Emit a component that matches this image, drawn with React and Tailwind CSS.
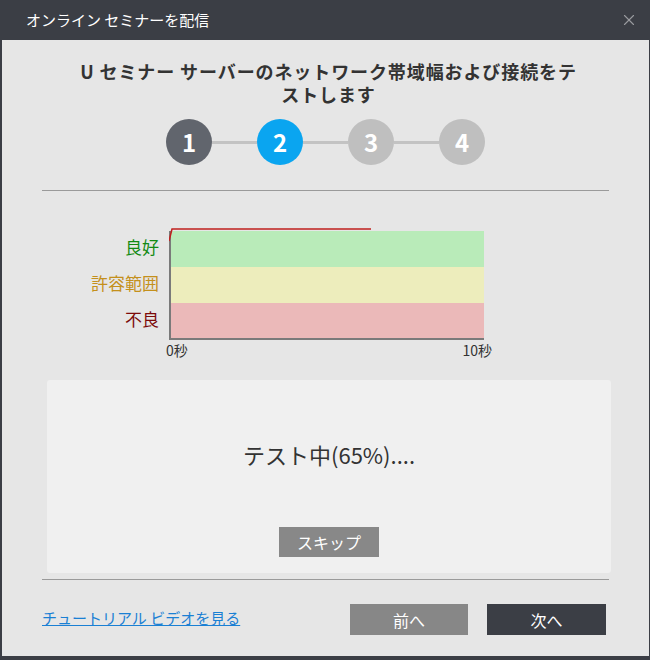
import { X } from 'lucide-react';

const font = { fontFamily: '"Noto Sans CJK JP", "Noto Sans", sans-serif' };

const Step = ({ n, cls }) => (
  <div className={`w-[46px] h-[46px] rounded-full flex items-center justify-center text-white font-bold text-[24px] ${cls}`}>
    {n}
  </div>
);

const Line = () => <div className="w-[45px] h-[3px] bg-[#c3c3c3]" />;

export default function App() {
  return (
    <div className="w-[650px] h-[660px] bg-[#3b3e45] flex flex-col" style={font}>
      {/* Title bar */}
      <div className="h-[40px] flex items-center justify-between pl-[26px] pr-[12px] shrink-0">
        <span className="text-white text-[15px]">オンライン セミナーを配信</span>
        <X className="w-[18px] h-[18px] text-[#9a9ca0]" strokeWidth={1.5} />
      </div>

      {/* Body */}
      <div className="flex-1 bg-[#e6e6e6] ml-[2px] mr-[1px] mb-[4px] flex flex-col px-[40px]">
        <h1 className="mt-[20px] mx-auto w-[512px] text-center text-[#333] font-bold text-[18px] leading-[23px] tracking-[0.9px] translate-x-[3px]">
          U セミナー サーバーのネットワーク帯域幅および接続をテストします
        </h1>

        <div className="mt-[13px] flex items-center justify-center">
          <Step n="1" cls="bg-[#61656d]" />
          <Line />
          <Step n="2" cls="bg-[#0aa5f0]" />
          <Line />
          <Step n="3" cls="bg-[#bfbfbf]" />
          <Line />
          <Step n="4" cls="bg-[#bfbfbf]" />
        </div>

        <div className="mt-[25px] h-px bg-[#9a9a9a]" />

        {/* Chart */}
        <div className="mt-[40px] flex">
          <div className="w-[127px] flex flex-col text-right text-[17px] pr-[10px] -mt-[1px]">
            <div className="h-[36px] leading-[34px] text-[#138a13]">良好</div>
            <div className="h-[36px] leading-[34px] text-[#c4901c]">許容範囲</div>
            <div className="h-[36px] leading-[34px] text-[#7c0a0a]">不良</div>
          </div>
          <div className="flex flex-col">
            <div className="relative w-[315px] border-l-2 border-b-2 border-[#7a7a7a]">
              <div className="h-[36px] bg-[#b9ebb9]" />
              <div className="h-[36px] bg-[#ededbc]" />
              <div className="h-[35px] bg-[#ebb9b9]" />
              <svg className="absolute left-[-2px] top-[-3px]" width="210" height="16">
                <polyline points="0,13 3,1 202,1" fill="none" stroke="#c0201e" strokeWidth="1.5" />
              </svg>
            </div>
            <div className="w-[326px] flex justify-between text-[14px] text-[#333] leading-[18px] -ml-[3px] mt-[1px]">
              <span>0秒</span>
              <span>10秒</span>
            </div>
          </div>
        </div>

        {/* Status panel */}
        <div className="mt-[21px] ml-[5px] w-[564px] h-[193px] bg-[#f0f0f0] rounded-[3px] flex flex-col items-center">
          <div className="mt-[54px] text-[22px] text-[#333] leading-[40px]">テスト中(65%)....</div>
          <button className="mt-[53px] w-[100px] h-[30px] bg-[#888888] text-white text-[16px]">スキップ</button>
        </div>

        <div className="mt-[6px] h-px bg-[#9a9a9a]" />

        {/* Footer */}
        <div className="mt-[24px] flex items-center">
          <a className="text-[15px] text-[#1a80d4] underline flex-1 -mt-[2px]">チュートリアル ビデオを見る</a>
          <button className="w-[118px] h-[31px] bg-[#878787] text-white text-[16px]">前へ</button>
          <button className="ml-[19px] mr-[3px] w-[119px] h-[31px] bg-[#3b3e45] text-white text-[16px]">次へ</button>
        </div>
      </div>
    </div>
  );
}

- [What this task involves]:
Repeat the listing above up to and including the line with "const Line = ()", starting from its first line. Drop any pictures.

- [Exercise output]:
Emit a component that matches this image, drawn with React and Tailwind CSS.
import { X } from 'lucide-react';

const font = { fontFamily: '"Noto Sans CJK JP", "Noto Sans", sans-serif' };

const Step = ({ n, cls }) => (
  <div className={`w-[46px] h-[46px] rounded-full flex items-center justify-center text-white font-bold text-[24px] ${cls}`}>
    {n}
  </div>
);

const Line = () => <div className="w-[45px] h-[3px] bg-[#c3c3c3]" />;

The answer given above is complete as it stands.